More than 40 people participated in the presentation of A Trip to the Colonies. Memoirs and Diary of a Scottish Sheep Rancher in Malvinas, Patagonia and Tierra del Fuego (1878-1898) by IDEAL Center researcher, Alberto Harambour.

The text was presented by Carlos Vega Delgado, writer and editor, and Ivette Martínez, retired professor, Master in Social Sciences, of the University of Magallanes with a specialization in heritage.
The book, A Trip to the Colonies. Memoirs and Diary of a Scottish Sheep Rancher in Malvinas, Patagonia and Tierra del Fuego (1878-1898), written by Dr. Alberto Harambour, a Magellanic historian, researcher at the Research Center Dynamics of High Latitude Marine Ecosystems (IDEAL), and professor of the University Austral of Chile, was launched on Tuesday, April 4. The book was recently published by the Diego Barros Arana Research Center and the DIBAM.
More than 40 people participated in the event, which was held at the Punta Arenas branch of the IDEAL Center. The work was presented by Carlos Vega Delgado, writer and editor, and Ivette Martínez, retired professor, Master in Social Sciences, of the University of Magallanes with a specialization in heritage.

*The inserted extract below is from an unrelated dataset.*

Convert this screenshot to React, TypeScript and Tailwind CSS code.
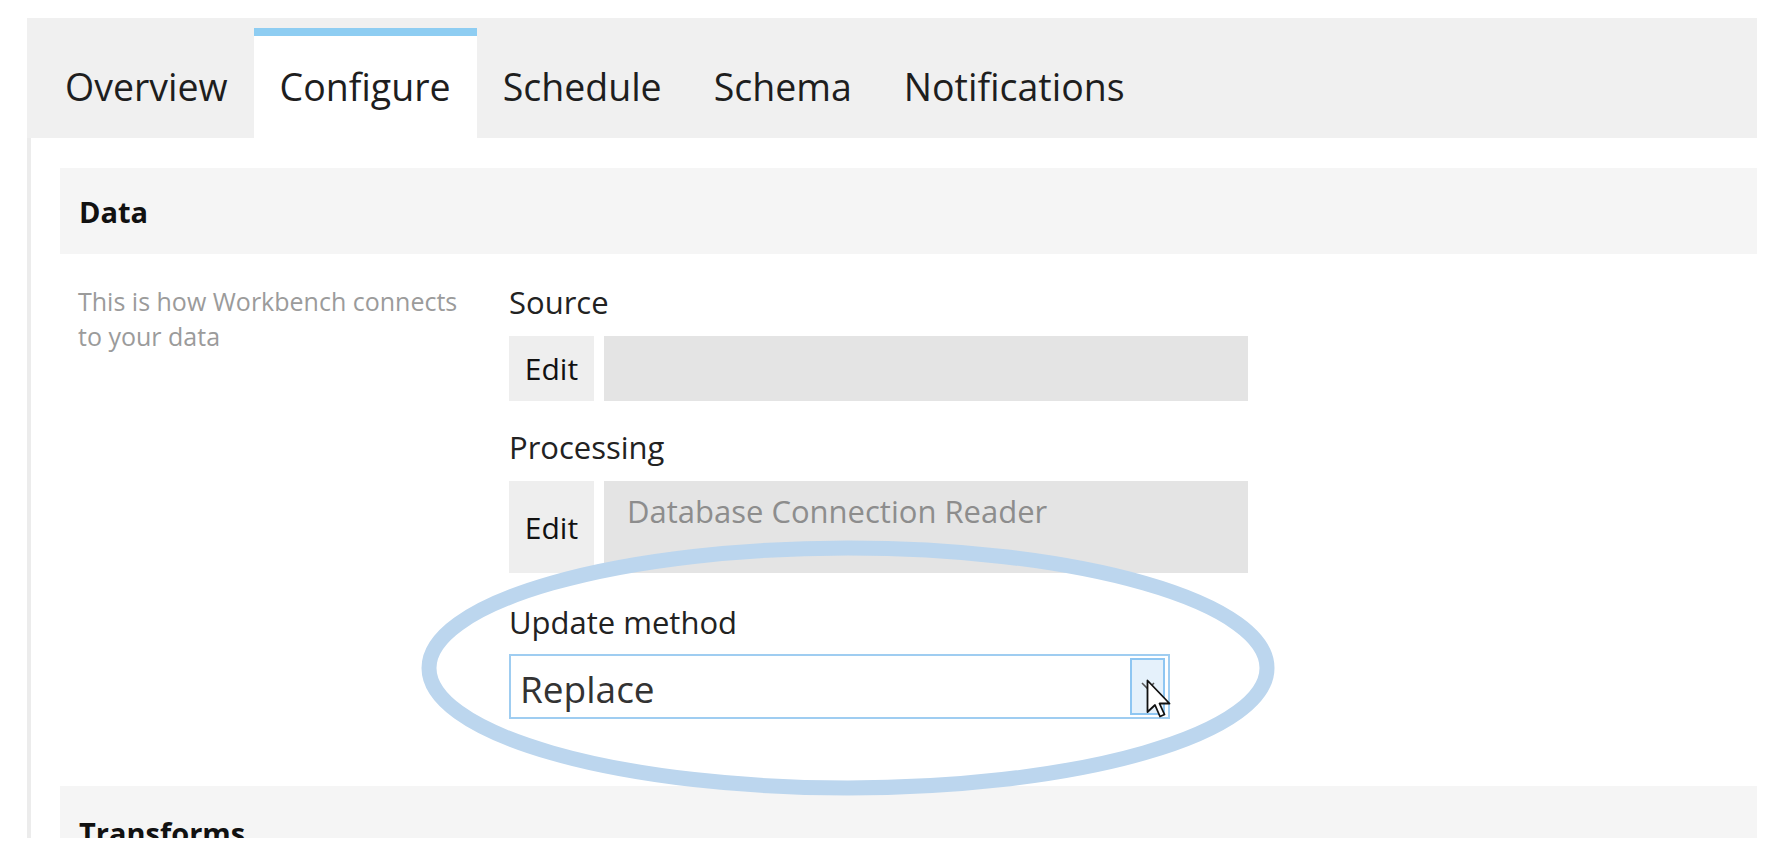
import React from "react"

const tabs = ["Overview", "Configure", "Schedule", "Schema", "Notifications"]

function Tab({ label, active }: { label: string; active: boolean }) {
  return (
    <div
      className={
        active
          ? "flex h-[110px] items-center border-t-[8px] border-[#8ecdf2] bg-white px-[26px]"
          : "flex h-[110px] items-center border-t-[8px] border-transparent px-[26px]"
      }
    >
      <span className="text-[37.5px] leading-none text-[#1e1e1e]">{label}</span>
    </div>
  )
}

function EditRow({ tall, value }: { tall?: boolean; value?: string }) {
  return (
    <div className={tall ? "mt-[14px] flex h-[92px]" : "mt-[14px] flex h-[65px]"}>
      <div className="flex w-[85px] items-center justify-center bg-[#eeeeee] text-[30px] text-[#111]">Edit</div>
      <div className="ml-[10px] w-[644px] bg-[#e4e4e4] pl-[23px] pt-[10px] text-[31px] leading-[40px] text-[#8d8d8d]">
        {value}
      </div>
    </div>
  )
}

export default function App() {
  return (
    <div
      className="relative h-[868px] w-full overflow-hidden bg-white"
      style={{ fontFamily: "'Open Sans', 'Noto Sans', sans-serif" }}
    >
      <div className="pl-[27px] pr-[23px] pt-[18px]">
        {/* Tab strip */}
        <div className="flex h-[120px] items-end bg-[#f0f0f0] pl-[12px]">
          {tabs.map((t) => (
            <Tab key={t} label={t} active={t === "Configure"} />
          ))}
        </div>

        {/* Page body */}
        <div className="h-[700px] overflow-hidden border-l-4 border-[#ececec] pl-[29px] pt-[30px]">
          <div className="flex h-[86px] items-center bg-[#f5f5f5] pl-[19px] pt-[2px] text-[29px] font-bold text-[#111]">
            Data
          </div>

          <div className="flex pt-[28px]">
            <div className="w-[449px] pl-[18px] pr-[31px]">
              <p className="mt-[2px] text-[25px] leading-[35px] text-[#9b9b9b]">
                This is how Workbench connects to your data
              </p>
            </div>

            <div className="flex flex-col">
              <div className="text-[31px] leading-[40px] text-[#222]">Source</div>
              <EditRow />

              <div className="mt-[26px] text-[31px] leading-[40px] text-[#222]">Processing</div>
              <EditRow tall value="Database Connection Reader" />

              <div className="mt-[29px] text-[31px] leading-[40px] text-[#222]">Update method</div>
              <div className="mt-[12px] flex h-[65px] w-[661px] items-center border-2 border-[#9fcdf1] pl-[9px] pr-[3px]">
                <span className="pt-1 text-[37px] leading-none text-[#333]">Replace</span>
                <div className="ml-auto flex h-[57px] w-[35px] items-center justify-center border-2 border-[#8ec6f2] bg-[#e5f1fb]">
                  <svg width="14" height="9" viewBox="0 0 14 9" fill="none" stroke="#555" strokeWidth="1.6">
                    <path d="M1 1l6 6 6-6" />
                  </svg>
                </div>
              </div>
            </div>
          </div>

          <div className="mt-[67px] flex h-[86px] items-center bg-[#f5f5f5] pl-[19px] pt-[7px] text-[29px] font-bold text-[#111]">
            Transforms
          </div>
        </div>
      </div>

      {/* highlight ring */}
      <svg
        className="pointer-events-none absolute left-0 top-0"
        width="1780"
        height="868"
        viewBox="0 0 1780 868"
        fill="none"
      >
        <ellipse cx="848" cy="668" rx="419" ry="120" stroke="#bcd6ee" strokeWidth="15" />
      </svg>

      {/* mouse pointer */}
      <svg className="pointer-events-none absolute left-[1146px] top-[679px]" width="28" height="44" viewBox="0 0 28 44">
        <path
          d="M1.5 1.5 L1.5 33 L9 26 L14 37.5 L18.5 35.5 L13.5 24.5 L23.5 24.5 Z"
          fill="#fff"
          stroke="#111"
          strokeWidth="1.8"
          strokeLinejoin="round"
        />
      </svg>
    </div>
  )
}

The text includes the memoirs of William Blain, a young Scot who participated in the colonization of Malvinas and Patagonia and the conquest of Tierra del Fuego. His journey as a sheep rancher contributed to the expansion of an industry that led to the demise of the indigenous people.

At the end of the event, Harambour signed books. In the image, the Governor of Magallanes, Paola Fernandez, along with the counselor Francisco Ros.
“Blain was a sheep rancher who participated in the initial installation of sheep sovereignty around Punta Dungeness, and his experience there was recorded in a diary and a memoir. He later became the sub-administrator of Tierra del Fuego. There he participated in the so-called ‘Indian hunts’. He gave orders to capture the Selknam population,” explained Harambour.
The author added, “This text allows us to understand the establishment of the ranches as an act of colonial occupation because there was a concrete plan by the States, the Catholic Church, and the ranchers to eradicate the local natives. It is a process of destruction of a form of indigenous sovereignty, and in this, the key forces are private, with the passivity of the states. Although the violations to the basic rights of these human groups were known, for example, the stewards of justice chose to ignore their humanity”.
Dr. Harambour began researching in 2012, when he caught wind of a journal found by William Morrison and Duncan Campbell. He traveled to the National Records of Scotland in Edinburgh, after which he, along with Mario Azara, transcribed and translated the documents that gave life to this, Harambour’s first book. This is the only report written by a worker about the sheep colonization of Malvinas and the occupation of Selknam territory. In fact, Blain’s diary is the only written record made by a sheep rancher in Patagonia at the end of the nineteenth-century.
“This story allows us to reflect on the fact that the forms of colonization of Patagonia were very fast and destructive compared to what happened with the rest of the Chilean and Argentine territory,” Harambour concluded.